The Holocaust Chronicle recounts the anguishing story of the most terrible crime of the 20th century. During World War II, six million Jews-as well as other targeted groups including Poles, the handicapped, and homosexuals-were systematically murdered by Adolf Hitler's Nazi Germany and its collaborators. Although the weight and heft of The Holocaust Chronicle cannot capture the immensity of its subject, the book's 768 pages suggest that the Holocaust is a topic that must be openly confronted. Written and fact-checked by top scholars, the book offers:
- A 3,000-item timeline pinpointing specific events that contributed to the Holocaust, such as Nazi Germany occupation during World War II, the sealing of urban ghettos in Europe, and the deportation of millions of Jews to death camps.
- Nearly 2,000 photographs chronicling the Holocaust in starkly visual terms, including images of the massacre of more than 33,000 Ukrainian Jews at Babi Yar and pictures from the liberation of Auschwitz and other concentration camps.
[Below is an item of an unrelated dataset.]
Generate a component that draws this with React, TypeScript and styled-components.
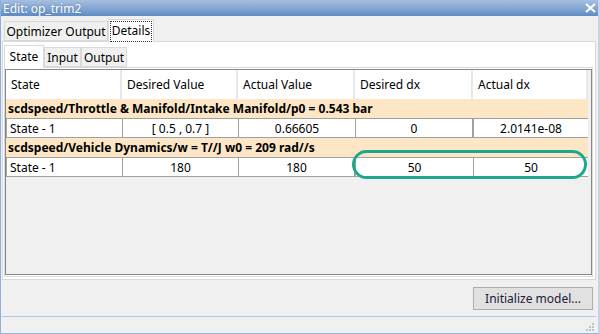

- Fourteen chapter-opening essays that put the most important years of the Holocaust and its immediate aftermath into perspective, beginning with Hitler's rise to power and ending with the convictions of such Nazi officials as Hermann Göring at the Nuremberg Trial.
- More than 250 sidebars detailing the significant places, issues, events, and people of the Holocaust, including Anne Frank and Heinrich Himmler.
- An extensive prologue and epilogue that discuss the buildup to and aftermath of the Holocaust.
The Holocaust Chronicle is a not-for-profit enterprise made available at a low price to allow widespread distribution. The book is part of Legacy Publishing's historical series.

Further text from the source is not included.